What's about monitoring Nagios itself? There's a small program called [[http://nagios.sourceforge.net/docs/3_0/nagiostats.html|nagiostats]] which is part of each nagios installation. Now lets see what we can do with it.\\
If you start ''nagiostats'' on a running Nagios system it gives lots of figures which describe the number of checks and the performance of the whole Nagios system.\\ We want to concentrate on the performance, and this is described by the latency. //Latency// for a service means that Nagios schedules a check for a certain service. But mostly the service check is executed a bit later than scheduled. The difference between the time scheduled and really executed is the Service Check Latency.\\
The next step for our check is to extract this figure from nagiostats output. We could do this with the small Unix command line
$ /usr/local/nagios/bin/nagiostats | grep "Active Service Latency:" | awk '{print $8}'
But there is a better way - we can use the MRTG output option
$ /usr/local/nagios/bin/nagiostats -m -d AVGACTSVCLAT
It returns the average latency in milliseconds. So now try it:
$ ./check_generic -e "/usr/local/nagios/bin/nagiostats -m -d AVGACTSVCLAT"
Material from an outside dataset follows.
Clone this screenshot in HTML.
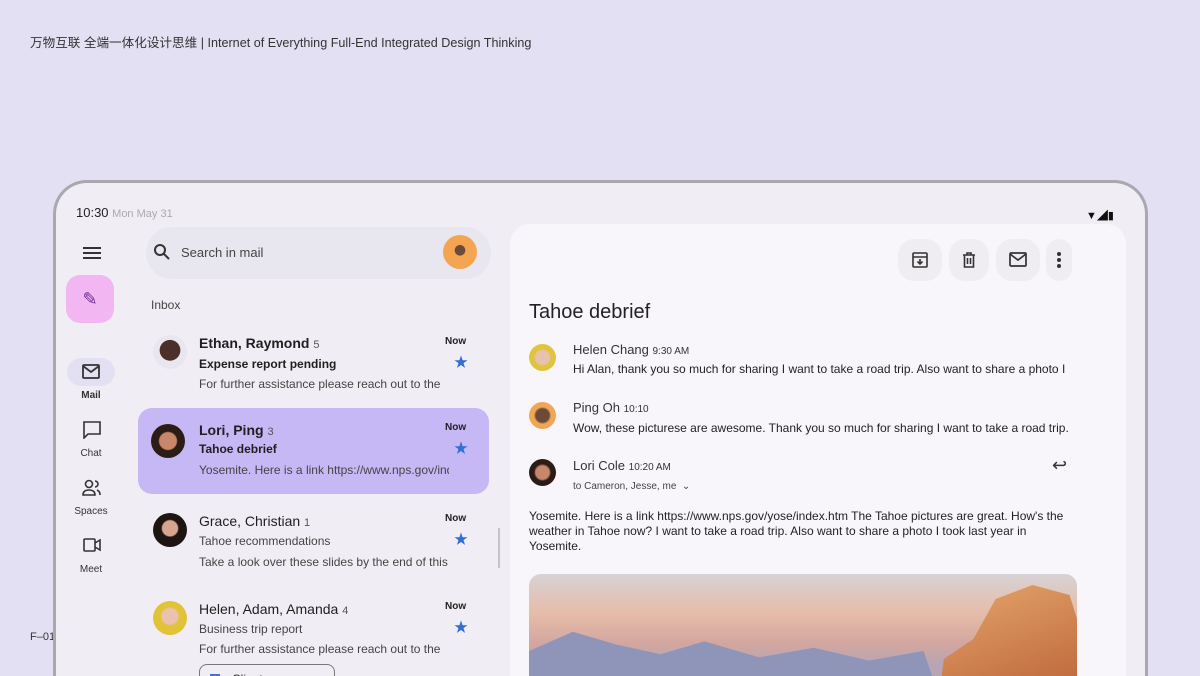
<!DOCTYPE html>
<html><head><meta charset="utf-8"><style>
*{margin:0;padding:0;box-sizing:border-box}
html{width:1200px;height:676px;overflow:hidden}
body{width:1200px;height:676px;overflow:hidden;background:#e4e0f3;font-family:"Liberation Sans","Noto Sans CJK SC",sans-serif;position:relative;color:#1f1f1f}
.a{position:absolute}
.hdr{left:30px;top:32px;font-size:12.6px;color:#333}
.dev{left:53px;top:180px;width:1095px;height:496px;border:3px solid #a9a7b0;border-bottom:0;border-radius:34px 34px 0 0;background:#f0eef4;overflow:hidden}
.t{font-size:13px}
.nav{font-size:10px;color:#333;text-align:center;width:50px}
.item .n{font-size:14px;font-weight:bold}
.av{border-radius:50%}
.sm{font-size:12px;color:#444}
.star{color:#2f6fd6;font-size:14px}
</style></head><body>
<div class="a hdr">万物互联 全端一体化设计思维 | Internet of Everything Full-End Integrated Design Thinking</div>
<div class="a" style="left:30px;top:631px;font-size:11px;color:#333">F–01</div>
<div class="a dev">
 <div class="a t" style="left:20px;top:22px;font-size:13px;color:#222">10:30 <span style="color:#aaa;font-size:11px">Mon May 31</span></div>
 <div class="a" style="left:1030px;top:24px;font-size:11px;color:#111">▼◢▮</div>
 <div class="a" style="left:27px;top:64px;width:18px;height:2px;background:#333;box-shadow:0 5px 0 #333,0 10px 0 #333"></div>
 <div class="a" style="left:10px;top:92px;width:48px;height:48px;border-radius:14px;background:#f2b6f3;text-align:center;line-height:48px;font-size:18px;color:#6a2d8a">✎</div>
 <div class="a" style="left:11px;top:175px;width:48px;height:28px;border-radius:14px;background:#e3e0f3"></div>
 <svg class="a" style="left:26px;top:181px" width="18" height="16" viewBox="0 0 18 16"><rect x="1" y="1" width="16" height="13" rx="1" fill="none" stroke="#333" stroke-width="1.8"/><path d="M1 2l8 6 8-6" fill="none" stroke="#333" stroke-width="1.8"/></svg>
 <div class="a nav" style="left:10px;top:207px;font-weight:bold">Mail</div>
 <svg class="a" style="left:27px;top:238px" width="18" height="18"><path d="M1 1h16v12H5l-4 4z" fill="none" stroke="#333" stroke-width="1.6"/></svg>
 <div class="a nav" style="left:10px;top:265px">Chat</div>
 <svg class="a" style="left:26px;top:296px" width="20" height="18"><circle cx="7" cy="5" r="3.5" fill="none" stroke="#333" stroke-width="1.6"/><path d="M1 16c0-4 3-5 6-5s6 1 6 5zM13 2a3 3 0 010 6M15 11c2 1 3 2 3 5" fill="none" stroke="#333" stroke-width="1.6"/></svg>
 <div class="a nav" style="left:10px;top:323px">Spaces</div>
 <svg class="a" style="left:27px;top:355px" width="18" height="14"><rect x="1" y="1" width="11" height="12" rx="1" fill="none" stroke="#333" stroke-width="1.6"/><path d="M12 5l5-3v10l-5-3" fill="none" stroke="#333" stroke-width="1.6"/></svg>
 <div class="a nav" style="left:10px;top:381px">Meet</div>
 <div class="a" style="left:90px;top:44px;width:345px;height:52px;border-radius:26px;background:#e8e6ee"></div>
 <svg class="a" style="left:97px;top:60px" width="18" height="18"><circle cx="7" cy="7" r="5" fill="none" stroke="#333" stroke-width="2"/><path d="M11 11l5 5" stroke="#333" stroke-width="2"/></svg>
 <div class="a t" style="left:125px;top:62px;color:#444">Search in mail</div>
 <div class="a av" style="left:387px;top:52px;width:34px;height:34px;background:radial-gradient(circle at 50% 45%,#6b4a3a 20%,#f3a552 22%)"></div>
 <div class="a" style="left:95px;top:115px;font-size:12px;color:#444">Inbox</div>
 <div class="a item" style="left:0;top:142px;width:440px;height:80px">
  <div class="a av" style="left:97px;top:10px;width:34px;height:34px;background:radial-gradient(circle at 50% 45%,#4a3028 40%,#e8e6ee 42%)"></div>
  <div class="a n" style="left:143px;top:10px">Ethan, Raymond <span style="font-weight:normal;font-size:11px;color:#555">5</span></div>
  <div class="a" style="left:143px;top:32px;font-size:12px;font-weight:bold">Expense report pending</div>
  <div class="a sm" style="left:143px;top:52px">For further assistance please reach out to the</div>
  <div class="a" style="left:389px;top:11px;font-size:10px;font-weight:bold">Now</div>
  <div class="a star" style="left:398px;top:27px">★</div>
 </div>
 <div class="a item" style="left:82px;top:225px;width:351px;height:86px;border-radius:14px;background:#c6b7f5">
  <div class="a av" style="left:13px;top:16px;width:34px;height:34px;background:radial-gradient(circle at 50% 50%,#c8876a 35%,#2b1c16 40%)"></div>
  <div class="a n" style="left:61px;top:14px">Lori, Ping <span style="font-weight:normal;font-size:11px;color:#555">3</span></div>
  <div class="a" style="left:61px;top:34px;font-size:12px;font-weight:bold">Tahoe debrief</div>
  <div class="a sm" style="left:61px;top:55px;width:250px;white-space:nowrap;overflow:hidden">Yosemite. Here is a link https://www.nps.gov/index</div>
  <div class="a" style="left:307px;top:14px;font-size:10px;font-weight:bold">Now</div>
  <div class="a star" style="left:316px;top:30px">★</div>
 </div>
 <div class="a item" style="left:0;top:320px;width:440px;height:80px">
  <div class="a av" style="left:97px;top:10px;width:34px;height:34px;background:radial-gradient(circle at 50% 45%,#d6a58e 30%,#1e1512 35%)"></div>
  <div class="a" style="left:143px;top:10px;font-size:14px">Grace, Christian <span style="font-size:11px;color:#555">1</span></div>
  <div class="a sm" style="left:143px;top:31px">Tahoe recommendations</div>
  <div class="a sm" style="left:143px;top:52px;width:250px;white-space:nowrap;overflow:hidden">Take a look over these slides by the end of this</div>
  <div class="a" style="left:389px;top:10px;font-size:10px;font-weight:bold">Now</div>
  <div class="a star" style="left:398px;top:26px">★</div>
 </div>
 <div class="a" style="left:442px;top:345px;width:2px;height:40px;background:#c4c2ca"></div>
 <div class="a item" style="left:0;top:408px;width:440px;height:100px">
  <div class="a av" style="left:97px;top:10px;width:34px;height:34px;background:radial-gradient(circle at 50% 45%,#e9c3b0 30%,#e2c236 38%)"></div>
  <div class="a" style="left:143px;top:10px;font-size:14px">Helen, Adam, Amanda <span style="font-size:11px;color:#555">4</span></div>
  <div class="a sm" style="left:143px;top:31px">Business trip report</div>
  <div class="a sm" style="left:143px;top:51px">For further assistance please reach out to the</div>
  <div class="a" style="left:389px;top:10px;font-size:10px;font-weight:bold">Now</div>
  <div class="a star" style="left:398px;top:26px">★</div>
  <div class="a" style="left:143px;top:73px;width:136px;height:30px;border:1px solid #777;border-radius:8px;font-size:12px;padding:7px 0 0 32px;color:#333">Client resource</div>
  <div class="a" style="left:154px;top:83px;width:10px;height:13px;background:#4a6fd4"></div>
  <div class="a" style="left:292px;top:83px;font-size:11px;color:#555">+</div>
 </div>
 <div class="a" style="left:454px;top:41px;width:616px;height:540px;border-radius:20px;background:#f8f6fb">
  <div class="a" style="left:388px;top:15px;width:44px;height:42px;border-radius:16px;background:#efedf2"></div>
  <div class="a" style="left:439px;top:15px;width:40px;height:42px;border-radius:16px;background:#efedf2"></div>
  <div class="a" style="left:486px;top:15px;width:44px;height:42px;border-radius:16px;background:#efedf2"></div>
  <div class="a" style="left:536px;top:15px;width:26px;height:42px;border-radius:13px;background:#efedf2"></div>
  <svg class="a" style="left:401px;top:27px" width="18" height="18"><rect x="2" y="2" width="14" height="14" rx="1" fill="none" stroke="#333" stroke-width="1.6"/><path d="M2 6h14M9 8v5M6.5 10.5L9 13l2.5-2.5" fill="none" stroke="#333" stroke-width="1.6"/></svg>
  <svg class="a" style="left:450px;top:27px" width="18" height="18"><path d="M3 4h12M7 4V2h4v2M4.5 4v12h9V4M7.5 7v6M10.5 7v6" fill="none" stroke="#333" stroke-width="1.6"/></svg>
  <svg class="a" style="left:499px;top:28px" width="18" height="16"><rect x="1" y="1" width="16" height="13" rx="1" fill="none" stroke="#333" stroke-width="1.7"/><path d="M1 2l8 6 8-6" fill="none" stroke="#333" stroke-width="1.7"/></svg>
  <div class="a" style="left:547px;top:28px;width:4px;height:4px;border-radius:2px;background:#333;box-shadow:0 6px 0 #333,0 12px 0 #333"></div>
  <div class="a" style="left:19px;top:77px;font-size:20px;color:#222">Tahoe debrief</div>
  <div class="a av" style="left:19px;top:120px;width:27px;height:27px;background:radial-gradient(circle at 50% 50%,#e8c2ae 35%,#e0c43e 45%)"></div>
  <div class="a" style="left:63px;top:118px;font-size:13px;color:#333">Helen Chang <span style="font-size:10px">9:30 AM</span></div>
  <div class="a sm" style="left:63px;top:138px;color:#222">Hi Alan, thank you so much for sharing I want to take a road trip. Also want to share a photo I</div>
  <div class="a av" style="left:19px;top:178px;width:27px;height:27px;background:radial-gradient(circle at 50% 50%,#6b4a3a 35%,#f0a655 45%)"></div>
  <div class="a" style="left:63px;top:176px;font-size:13px;color:#333">Ping Oh <span style="font-size:10px">10:10</span></div>
  <div class="a sm" style="left:63px;top:197px;color:#222">Wow, these picturese are awesome. Thank you so much for sharing I want to take a road trip.</div>
  <div class="a av" style="left:19px;top:235px;width:27px;height:27px;background:radial-gradient(circle at 50% 50%,#c8876a 35%,#2b1c16 45%)"></div>
  <div class="a" style="left:63px;top:234px;font-size:13px;color:#333">Lori Cole <span style="font-size:10px">10:20 AM</span></div>
  <div class="a" style="left:63px;top:257px;font-size:10px;color:#444">to Cameron, Jesse, me &nbsp;⌄</div>
  <div class="a" style="left:542px;top:231px;font-size:18px;color:#333">↩</div>
  <div class="a sm" style="left:19px;top:285px;width:550px;line-height:15px;color:#222">Yosemite. Here is a link https://www.nps.gov/yose/index.htm The Tahoe pictures are great. How's the weather in Tahoe now? I want to take a road trip. Also want to share a photo I took last year in Yosemite.</div>
  <div class="a" style="left:19px;top:350px;width:548px;height:200px;border-radius:12px;overflow:hidden;background:linear-gradient(180deg,#d7d2d6 0%,#e6bca8 20%,#d2a6a0 35%,#b8a5b3 45%)">
   <div class="a" style="left:0;top:45px;width:548px;height:160px;background:#8f95b8;clip-path:polygon(0 20%,8% 8%,16% 16%,24% 22%,32% 14%,42% 24%,52% 18%,62% 26%,72% 20%,80% 100%,0 100%)"></div>
   <div class="a" style="left:0;top:75px;width:548px;height:130px;background:#6e7494;clip-path:polygon(0 40%,12% 30%,22% 45%,35% 35%,50% 48%,65% 38%,78% 50%,80% 100%,0 100%)"></div>
   <div class="a" style="left:400px;top:5px;width:148px;height:200px;background:linear-gradient(160deg,#e8a96e,#c06c3f 60%,#8a4c35);clip-path:polygon(10% 40%,30% 30%,45% 10%,70% 3%,95% 8%,100% 20%,100% 100%,0 100%)"></div>
   <div class="a" style="left:0;top:145px;width:548px;height:60px;background:#cfcfd6;clip-path:polygon(0 40%,8% 20%,14% 30%,20% 15%,26% 35%,30% 100%,0 100%)"></div>
  </div>
 </div>
</div>
</body></html>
Sh...its still complaining something like \\ ''Sorry Dave. No evaluation expression specified''.\\
Okidok - now comes the trick:
=== 4. Perl expression to evaluate the command output ===
Every perl expression is allowed to evaluate the command output.
* You can do a ">100" or a "<50" if you have numerical comparison.
* If you want to check a string, just take "eq abc".
* Regular expressions are allowed: "=~/perl-regex/"
For our example we begin with 1 minute latency, which is 60000 milliseconds:
$ ./check_generic -e "/usr/local/nagios/bin/nagiostats -m -d AVGACTSVCLAT" -c ">60000"
By the way: for my opinion this threshold notation is much easier and much less confusing like the original nagios threshold mimik with -c "2:5"...
But no more time to lose, lets see what our plugin is doing:
$ ./check_generic -e "/usr/local/nagios/bin/nagiostats -m -d AVGACTSVCLAT" -c ">60000"
CHANGEME OK - result:533 match:none
What does it mean?
Our plugin has done a simple perl evaluation: "533>60000" -> false \\
But see the details of the result ''CHANGEME OK - result:533 match:none'':
* CHANGEME - you can define a name here with the -n option
* OK - there is no critical state, everything is fine
* result: 533 - the current service check latency is 533ms
* match:none - there is no match against any (here: the critical) threshold
=== 5. Congretulation, your first check_generic monitoring is running ===
Now lets enhance it a little bit. First of all we want also a warning threshold. Just add
-w ">30000". OK, we want to see something. So we try the following commandline (we now also have a name for our check!)
$ ./check_generic -n nagios_service_latency -e "/usr/local/nagios/bin/nagiostats -m -d AVGACTSVCLAT" -c ">60000" -w ">500"
nagios_service_latency WARNING - result:616 match:>500 severities:warning
Wow, there's something new:
* The plugin has a name: nagios_service_latency (due to the -n option)
* it has the state WARNING
* it matches against the rule ">500" (see match:>500)
* severities:warning means that the warning rule matched here. It can be more than one rule that is matching.
=== 6. You can now add this check to your Nagios config now ===
That's it. It took some time, but tell me: was it really difficult? ;-)
For the end some hints to 'configure' your //check_generic// settings:
* Logon as 'nagios'. Just play with the plugin until your config fits.
* If you are running a more complicated command, first check this command outside //check_generic// until it works.
* Play with the thresholds to provoke warning and critical events. Just to see that everything is working.
* Enjoy (and have a look onto the [[projects:check_generic:examples:linux]] page).